When Great-Uncle George died, he left behind a mourning family – and financial chaos. By Hilary Macaskill
When my husband, Michael, agreed to be his great-uncle’s executor, he didn’t know what he was letting himself in for.
All it involved then was typing the handwritten will (signed and witnessed), with inserted amendments, and returning it for signing.
Great-Uncle George, by then, was in a nearby care home. We loved his dry sense of humour, which survived to the days before he died, aged 90. Or perhaps even beyond. In his drawer was the original handwritten will, rendered illegible after a spillage. But the typed will, naming the executor, had disappeared. His last provisions would be invalid. In this case, the first duty of executor was to find the revised will.
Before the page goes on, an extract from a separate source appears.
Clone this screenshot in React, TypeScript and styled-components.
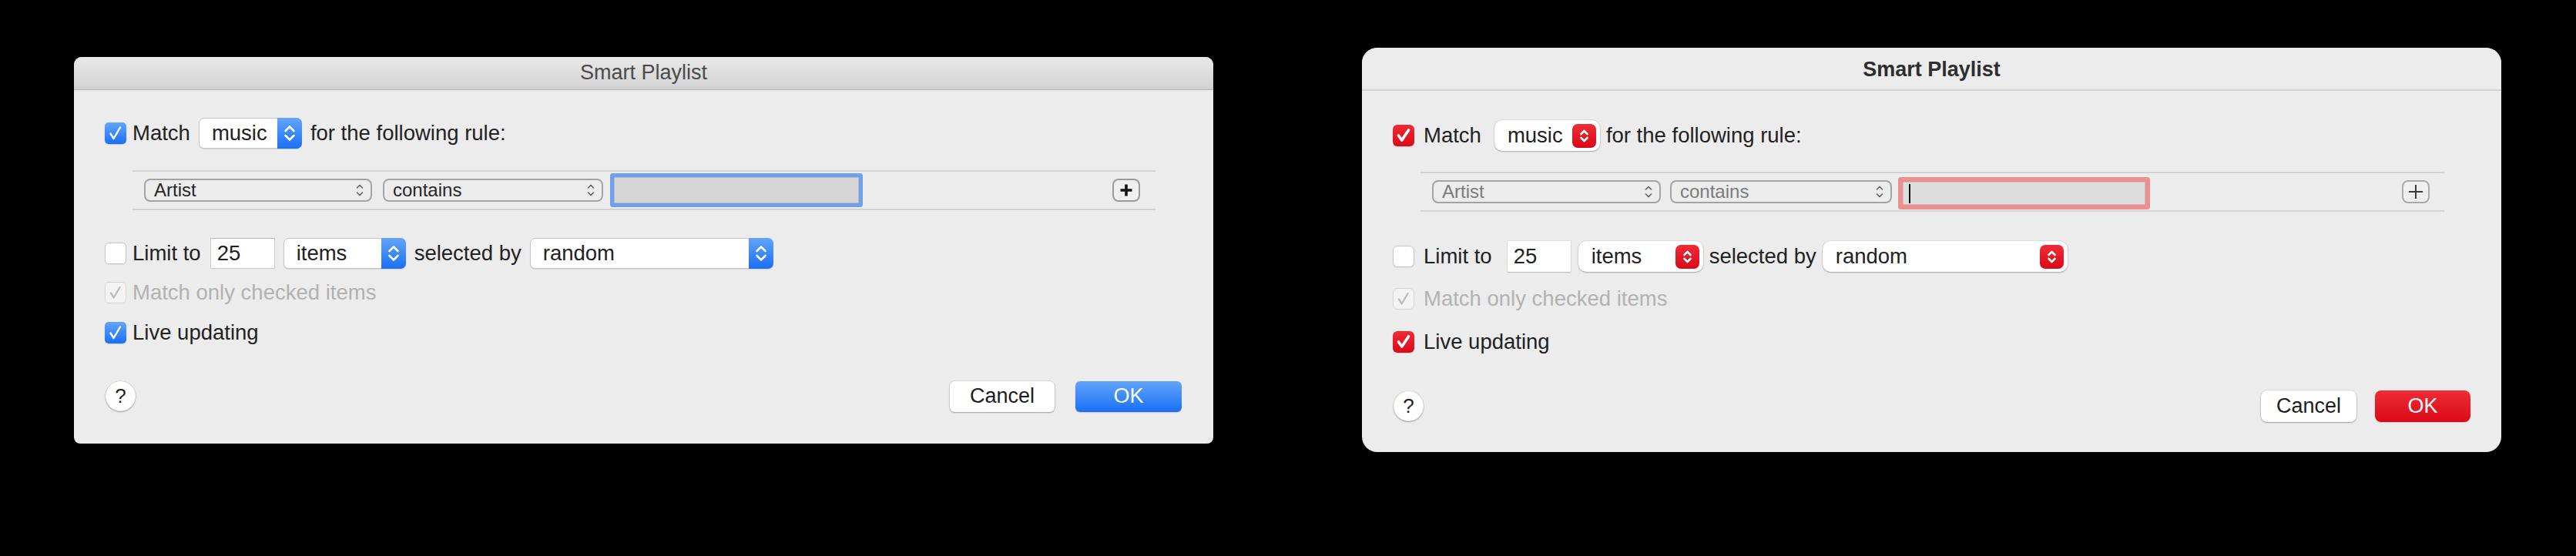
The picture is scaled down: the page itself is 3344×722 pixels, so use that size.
import React from "react";
import styled, { createGlobalStyle, css } from "styled-components";

type Look = "classic" | "modern";

const GlobalStyle = createGlobalStyle`
  html, body {
    margin: 0;
    padding: 0;
    background: #000;
  }
  body {
    font-family: "Liberation Sans", Arial, sans-serif;
    -webkit-font-smoothing: antialiased;
  }
`;

// per-look colours and sizes
const looks = {
  classic: {
    height: 502,
    radius: "10px 10px 8px 8px",
    accentTop: "#62a5fc",
    accentBottom: "#1a6ff5",
    ring: "rgba(78, 142, 238, 0.8)",
    ringWidth: 5,
    fieldBg: "#d5d5d5",
    ruleText: "#262626",
    gap: 11,
  },
  modern: {
    height: 525,
    radius: "20px",
    accentTop: "#ee2d37",
    accentBottom: "#da0a17",
    ring: "rgba(238, 120, 120, 0.8)",
    ringWidth: 6,
    fieldBg: "#dddddd",
    ruleText: "#7b7b7b",
    gap: 8,
  },
};

const Page = styled.div`
  display: flex;
  justify-content: space-between;
  align-items: center;
  padding: 62px 97px 0 96px;
`;

const Window = styled.div<{ $look: Look }>`
  width: 1479px;
  height: ${({ $look }) => looks[$look].height}px;
  background: #ececec;
  border-radius: ${({ $look }) => looks[$look].radius};
  overflow: hidden;
  display: flex;
  flex-direction: column;
  color: #222;
  font-size: 27.5px;
`;

const TitleBar = styled.div<{ $look: Look }>`
  flex: none;
  box-sizing: border-box;
  display: flex;
  align-items: center;
  justify-content: center;
  font-size: 27px;
  ${({ $look }) =>
    $look === "classic"
      ? css`
          height: 43px;
          background: linear-gradient(#e9e9e9, #d2d2d2);
          border-bottom: 1px solid #b3b3b3;
          color: #4b4b4b;
          font-weight: 400;
        `
      : css`
          height: 56px;
          padding-top: 2px;
          background: #ececec;
          border-bottom: 2px solid #d4d4d4;
          color: #2e2e2e;
          font-weight: 700;
        `}
`;

const Body = styled.div<{ $look: Look }>`
  flex: 1;
  display: flex;
  flex-direction: column;
  padding: ${({ $look }) =>
    $look === "classic" ? "36px 40px 41px 40px" : "38px 39px 39px 40px"};
`;

const Row = styled.div<{ $look: Look; $mt?: number; $h?: number }>`
  display: flex;
  align-items: center;
  gap: ${({ $look }) => looks[$look].gap}px;
  margin-top: ${({ $mt }) => $mt ?? 0}px;
  height: ${({ $h }) => $h ?? 40}px;
  white-space: nowrap;
`;

const CheckLabel = styled.label<{ $look: Look; $dim?: boolean }>`
  display: flex;
  align-items: center;
  gap: ${({ $look }) => ($look === "classic" ? 8 : 12)}px;
  color: ${({ $dim }) => ($dim ? "#b2b2b2" : "inherit")};
`;

const Box = styled.span<{ $look: Look; $state: "on" | "off" | "dim" }>`
  flex: none;
  width: 28px;
  height: 28px;
  box-sizing: border-box;
  border-radius: ${({ $look }) => ($look === "classic" ? 5 : 6)}px;
  display: flex;
  align-items: center;
  justify-content: center;
  ${({ $look, $state }) =>
    $state === "on"
      ? css`
          background: linear-gradient(${looks[$look].accentTop}, ${looks[$look].accentBottom});
          box-shadow: 0 1px 1px rgba(0, 0, 0, 0.15);
        `
      : $state === "off"
      ? css`
          background: #fff;
          border: 1px solid #c4c4c4;
          box-shadow: 0 1px 1px rgba(0, 0, 0, 0.06);
        `
      : css`
          background: #f3f3f3;
          border: 1px solid #d6d6d6;
        `}
`;

const Popup = styled.div<{ $look: Look; $w: number; $ml?: number }>`
  flex: none;
  width: ${({ $w }) => $w}px;
  height: 40px;
  box-sizing: border-box;
  margin-left: ${({ $ml }) => $ml ?? 0}px;
  display: flex;
  align-items: center;
  background: #fff;
  padding-left: 16px;
  ${({ $look }) =>
    $look === "classic"
      ? css`
          border: 1px solid #c6c6c6;
          border-radius: 7px;
          box-shadow: 0 1px 1px rgba(0, 0, 0, 0.1);
        `
      : css`
          border-radius: 10px;
          box-shadow: 0 0 0 0.5px rgba(0, 0, 0, 0.12), 0 1px 2px rgba(0, 0, 0, 0.25);
          padding-left: 17px;
        `}
`;

const PopupText = styled.span`
  flex: 1;
`;

const Stepper = styled.span<{ $look: Look }>`
  flex: none;
  display: flex;
  align-items: center;
  justify-content: center;
  background: linear-gradient(
    ${({ $look }) => looks[$look].accentTop},
    ${({ $look }) => looks[$look].accentBottom}
  );
  ${({ $look }) =>
    $look === "classic"
      ? css`
          width: 32px;
          height: 40px;
          margin-right: -1px;
          border-radius: 0 7px 7px 0;
        `
      : css`
          width: 31px;
          height: 31px;
          margin-right: 5px;
          border-radius: 7px;
        `}
`;

const RuleBox = styled.div<{ $look: Look; $mt: number }>`
  margin: ${({ $mt }) => $mt}px 35px 0 36px;
  height: 52px;
  box-sizing: border-box;
  border-top: 2px solid #d3d3d3;
  border-bottom: 2px solid #d3d3d3;
  display: flex;
  align-items: center;
  padding-left: 15px;
  gap: ${({ $look }) => ($look === "classic" ? 14 : 12)}px;
`;

const RuleSelect = styled.div<{ $look: Look; $w: number }>`
  flex: none;
  width: ${({ $w }) => $w}px;
  height: 30px;
  box-sizing: border-box;
  border: 2px solid #a3a3a3;
  border-radius: 8px;
  background: #ececec;
  display: flex;
  align-items: center;
  justify-content: space-between;
  padding: 0 9px 0 11px;
  font-size: 24px;
  color: ${({ $look }) => looks[$look].ruleText};
`;

const SearchField = styled.div<{ $look: Look }>`
  flex: none;
  box-sizing: border-box;
  display: flex;
  align-items: center;
  background: ${({ $look }) => looks[$look].fieldBg};
  border: 1px solid rgba(0, 0, 0, 0.12);
  border-radius: 1px;
  box-shadow: 0 0 0 ${({ $look }) => looks[$look].ringWidth}px
    ${({ $look }) => looks[$look].ring};
  ${({ $look }) =>
    $look === "classic"
      ? css`
          width: 318px;
          height: 34px;
          margin-left: 0;
        `
      : css`
          width: 315px;
          height: 30px;
          margin-left: 2px;
          margin-top: 4px;
        `}
`;

const Caret = styled.span`
  width: 2px;
  height: 25px;
  margin-left: 7px;
  background: #111;
`;

const AddButton = styled.div<{ $look: Look }>`
  flex: none;
  margin-left: auto;
  margin-right: ${({ $look }) => ($look === "classic" ? 20 : 19)}px;
  width: 36px;
  height: 30px;
  box-sizing: border-box;
  border: 2px solid ${({ $look }) => ($look === "classic" ? "#9b9b9b" : "#ababab")};
  border-radius: 8px;
  background: #efefef;
  display: flex;
  align-items: center;
  justify-content: center;
`;

const CountField = styled.div<{ $look: Look; $ml: number }>`
  flex: none;
  width: ${({ $look }) => ($look === "classic" ? 84 : 82)}px;
  height: 40px;
  box-sizing: border-box;
  margin-left: ${({ $ml }) => $ml}px;
  display: flex;
  align-items: center;
  padding-left: 8px;
  background: #fff;
  ${({ $look }) =>
    $look === "classic"
      ? css`
          border: 1px solid #cdcdcd;
          border-top-color: #b9b9b9;
        `
      : css`
          box-shadow: 0 0 0 0.5px rgba(0, 0, 0, 0.1), 0 1px 1px rgba(0, 0, 0, 0.15);
        `}
`;

const Footer = styled.div<{ $look: Look }>`
  margin-top: auto;
  height: ${({ $look }) => ($look === "classic" ? 40 : 41)}px;
  display: flex;
  align-items: center;
`;

const HelpButton = styled.div`
  flex: none;
  width: 39px;
  height: 39px;
  margin-left: 1px;
  border-radius: 50%;
  background: #fff;
  box-shadow: 0 0 0 0.5px rgba(0, 0, 0, 0.15), 0 1px 2px rgba(0, 0, 0, 0.3);
  display: flex;
  align-items: center;
  justify-content: center;
  font-size: 26px;
  color: #1d1d1d;
`;

const PushButton = styled.div<{ $look: Look; $w: number; $primary?: boolean; $ml: number }>`
  flex: none;
  width: ${({ $w }) => $w}px;
  height: 100%;
  margin-left: ${({ $ml }) => $ml}px;
  box-sizing: border-box;
  border-radius: ${({ $look }) => ($look === "classic" ? 6 : 8)}px;
  display: flex;
  align-items: center;
  justify-content: center;
  font-size: 27px;
  ${({ $look, $primary }) =>
    $primary
      ? css`
          color: #fff;
          background: linear-gradient(${looks[$look].accentTop}, ${looks[$look].accentBottom});
          box-shadow: 0 1px 1px rgba(0, 0, 0, 0.15);
        `
      : css`
          color: #1d1d1d;
          background: #fff;
          box-shadow: 0 0 0 0.5px rgba(0, 0, 0, 0.15), 0 1px 2px rgba(0, 0, 0, 0.28);
        `}
`;

const CheckMark = ({ look, color }: { look: Look; color: string }) => (
  <svg width="28" height="28" viewBox="0 0 28 28">
    <path
      d={look === "classic" ? "M7.5 14.5 L11.5 21 L20 6.5" : "M7.5 14 L11.8 20 L20.5 7"}
      fill="none"
      stroke={color}
      strokeWidth={look === "classic" ? 2.4 : 3.6}
      strokeLinecap="round"
      strokeLinejoin="round"
    />
  </svg>
);

const Chevrons = ({ look }: { look: Look }) =>
  look === "classic" ? (
    <svg width="32" height="40" viewBox="0 0 32 40">
      <path
        d="M10.5 17 L16 11.5 L21.5 17 M10.5 23 L16 28.5 L21.5 23"
        fill="none"
        stroke="#fff"
        strokeWidth="2.6"
        strokeLinecap="round"
        strokeLinejoin="round"
      />
    </svg>
  ) : (
    <svg width="31" height="31" viewBox="0 0 31 31">
      <path
        d="M11.5 13 L15.5 9 L19.5 13 M11.5 18 L15.5 22 L19.5 18"
        fill="none"
        stroke="#fff"
        strokeWidth="2.6"
        strokeLinecap="round"
        strokeLinejoin="round"
      />
    </svg>
  );

const SmallChevrons = () => (
  <svg width="10" height="22" viewBox="0 0 10 22">
    <path
      d="M1.5 8 L5 4.5 L8.5 8 M1.5 14 L5 17.5 L8.5 14"
      fill="none"
      stroke="#5e5e5e"
      strokeWidth="1.6"
      strokeLinecap="round"
      strokeLinejoin="round"
    />
  </svg>
);

const Plus = ({ look }: { look: Look }) =>
  look === "classic" ? (
    <svg width="18" height="18" viewBox="0 0 18 18">
      <path d="M9 1.5 V16.5 M1.5 9 H16.5" stroke="#141414" strokeWidth="3.6" />
    </svg>
  ) : (
    <svg width="20" height="20" viewBox="0 0 20 20">
      <path d="M10 1 V19 M1 10 H19" stroke="#3a3a3a" strokeWidth="2" />
    </svg>
  );

const Check = ({
  look,
  state,
  children,
}: {
  look: Look;
  state: "on" | "off" | "dim";
  children: React.ReactNode;
}) => (
  <CheckLabel $look={look} $dim={state === "dim"}>
    <Box $look={look} $state={state}>
      {state === "on" && <CheckMark look={look} color="#fff" />}
      {state === "dim" && <CheckMark look="classic" color="#b9b9b9" />}
    </Box>
    {children}
  </CheckLabel>
);

const SmartPlaylist = ({ look }: { look: Look }) => {
  const classic = look === "classic";
  return (
    <Window $look={look}>
      <TitleBar $look={look}>Smart Playlist</TitleBar>
      <Body $look={look}>
        <Row $look={look}>
          <Check look={look} state="on">
            Match
          </Check>
          <Popup $look={look} $w={classic ? 134 : 137} $ml={classic ? 0 : 9}>
            <PopupText>music</PopupText>
            <Stepper $look={look}>
              <Chevrons look={look} />
            </Stepper>
          </Popup>
          <span>for the following rule:</span>
        </Row>

        <RuleBox $look={look} $mt={classic ? 28 : 27}>
          <RuleSelect $look={look} $w={classic ? 296 : 297}>
            <span>Artist</span>
            <SmallChevrons />
          </RuleSelect>
          <RuleSelect $look={look} $w={classic ? 286 : 288}>
            <span>contains</span>
            <SmallChevrons />
          </RuleSelect>
          <SearchField $look={look}>{!classic && <Caret />}</SearchField>
          <AddButton $look={look}>
            <Plus look={look} />
          </AddButton>
        </RuleBox>

        <Row $look={look} $mt={classic ? 36 : 38}>
          <Check look={look} state="off">
            Limit to
          </Check>
          <CountField $look={look} $ml={classic ? 1 : 12}>
            25
          </CountField>
          <Popup $look={look} $w={classic ? 159 : 162} $ml={classic ? 0 : 2}>
            <PopupText>items</PopupText>
            <Stepper $look={look}>
              <Chevrons look={look} />
            </Stepper>
          </Popup>
          <span>selected by</span>
          <Popup $look={look} $w={classic ? 316 : 318}>
            <PopupText>random</PopupText>
            <Stepper $look={look}>
              <Chevrons look={look} />
            </Stepper>
          </Popup>
        </Row>

        <Row $look={look} $mt={classic ? 16 : 20} $h={30}>
          <Check look={look} state="dim">
            Match only checked items
          </Check>
        </Row>

        <Row $look={look} $mt={classic ? 22 : 26} $h={30}>
          <Check look={look} state="on">
            Live updating
          </Check>
        </Row>

        <Footer $look={look}>
          <HelpButton>?</HelpButton>
          <PushButton $look={look} $w={classic ? 136 : 124} $ml={classic ? 1057 : 1087}>
            Cancel
          </PushButton>
          <PushButton $look={look} $w={classic ? 138 : 124} $ml={classic ? 27 : 24} $primary>
            OK
          </PushButton>
        </Footer>
      </Body>
    </Window>
  );
};

export default function App() {
  return (
    <>
      <GlobalStyle />
      <Page>
        <SmartPlaylist look="classic" />
        <SmartPlaylist look="modern" />
      </Page>
    </>
  );
}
We turned to the bank, his employer for 41 years, finding a deed box – but no will. We tried his solicitor and combed his papers for clues: was a cryptic note ‘Knight Security’ the key to the mystery? It was the name of a locksmith.
We realised his jacket and wallet were missing. We rang the home. Briefly lifting our spirits, the warden reported the jacket had been found – but no wallet. He phoned again. The wallet had turned up; and the will. I drove there and bounded into the warden’s office. ‘Here it is,’ he said. ‘The only thing is – it isn’t signed.’
It was hard to grasp. Great-Uncle George, a meticulous bank clerk, had carried his will in his wallet for four years without signing it.
At least it was possible to decipher the original will, and matters proceeded. Michael, along with Great-Uncle George’s niece, took out joint letters of administration – in effect, the same as being executors. As messenger, I took both wills to the Probate Office. A clerk with drooping moustache, and drooping spirits, examined the original – the only relevant one in law – with studied indifference.
‘It seems to have had coffee spilled over it,’ I ventured.
‘Looks more like tea to me,’ he rejoined dourly.
‘Do you think you’ll be able to prove it?’
‘I should think so,’ he replied loftily. ‘We’ve had worse. Yesterday we had one in a thousand pieces.’
The will was proved. It involved writing to the four people who would have benefited, had he died intestate, to ensure they had no objections – but it was allowed as intended except, ironically, for the legacy to the executor.
Dated scraps of paper showing the many calculations of legacies – and the money in hand to cover them – were given to the Probate Office to demonstrate that the provisions in the typed version reflected Great-Uncle George’s intentions. They also established that a legacy of £1,000 to the executor was added after the first will. He’d probably reasoned that the executor deserved recompense as the time spent would be considerable.
It certainly was. Granting of probate was just the first step. There wasn’t much involved, but the many bequests meant letters, meetings and transactions, such as the selling of shares – all with the Which guide to Wills and Probate close at hand. One fortuitous result of the delay was that the shares rose in value, which meant there was enough to cover bequests.
The main problem was tracking down the prime beneficiary, who lived in France. The last-known address yielded no response. So Michael phoned the French Embassy: ‘I’m looking for a Frenchwoman who has been left money in a will.’
‘Aah,’ said the amused lady at the embassy with barely a moment’s pause, ‘You ’ave found ’er’.
It turned out that the mysterious Frenchwoman was the estranged widow of a deceased nephew who’d left his small estate to his uncle – who wished to return it to the person he felt should have received it. Fifteen months later, she was found, and all bequests paid – even to the charities named in the will who’d made sure of their rights by writing within days of the will’s being registered. There was enough left for those who would have benefited to agree to allocate Michael the legacy disallowed by the Probate Office.
We made our own wills that year – and signed them. Great-Uncle George would surely have approved.